Verse 10 gives us the big picture: liberty. The jubilee was a time when property was released back to its original owner and when servants were set free. It was essentially a massive social reset. Any land you had purchased from another Israelite was returned to its original family. Any Israelite who sold himself into servitude was released.

Indeed, notice that the year of jubilee began on the Day of Atonement, after the sins of the nation were atoned for. This is fitting because liberty cannot come without atonement. Sin is slavery, and there is no freedom without forgiveness of sin.

Gordon Wenham summarizes the purpose well, noting that because the year of jubilee occurred every fifty years. If a person sold himself into slavery immediately after the jubilee, he would only be enslaved for a maximum of forty-eight or forty-nine years. “Thus, about once in any man’s lifetime the slate was wiped clean. Everyone had a chance to make a fresh start” (317). The wealthy released the land and servants that they had accumulated, and the poor regained the land and freedom that they had lost.

Thus, the jubilee had a twofold message. To the wealthy, the jubilee was a small picture of death, a reminder that worldly possession cannot be held onto forever. To the poor, the jubilee was a tangible hope that they were not condemned to perpetual poverty.

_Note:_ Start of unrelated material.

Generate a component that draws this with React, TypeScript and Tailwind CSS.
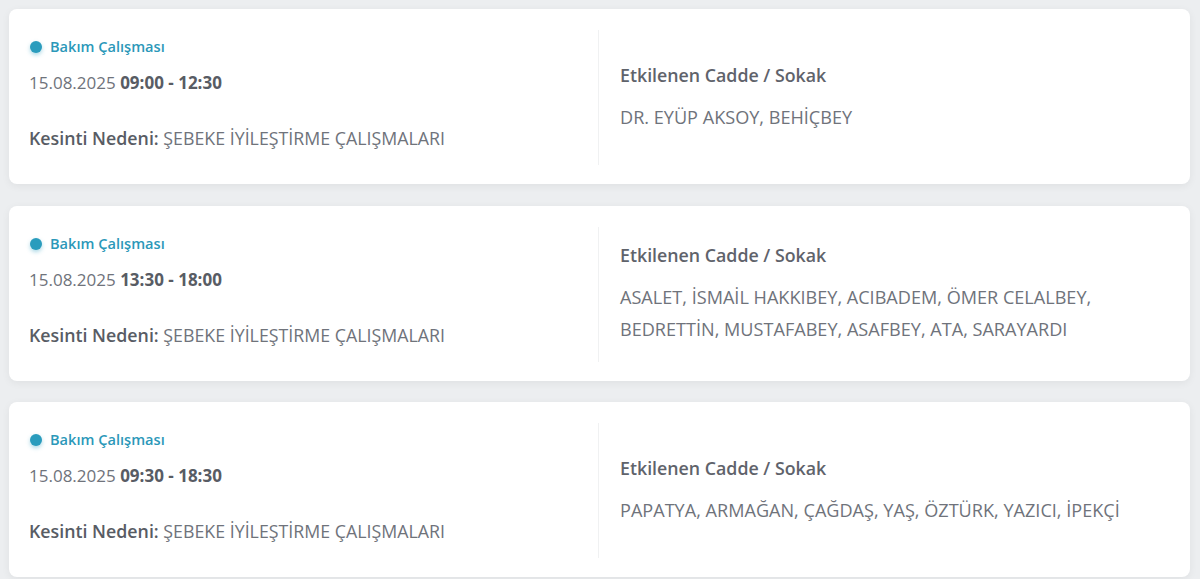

This is also why verses 13-17 warn against wrongdoing. Even a year of liberty could become a point of exploitation. Because the jubilee reset ownership, the value of land fluctuated depending on where one was in the cycle. Land sold just before the jubilee would be cheaper than land sold right after. The first might only be used by the purchaser for several years, while the second could be used for several decades. God gives these laws, however, to prevent manipulative business. For instance, we can imagine an Israelite trying to profit off someone’s forgetfulness or vulnerability by selling a property for a high price close to the jubilee, hoping to make money and then get his property back soon. The laws prevent such practices.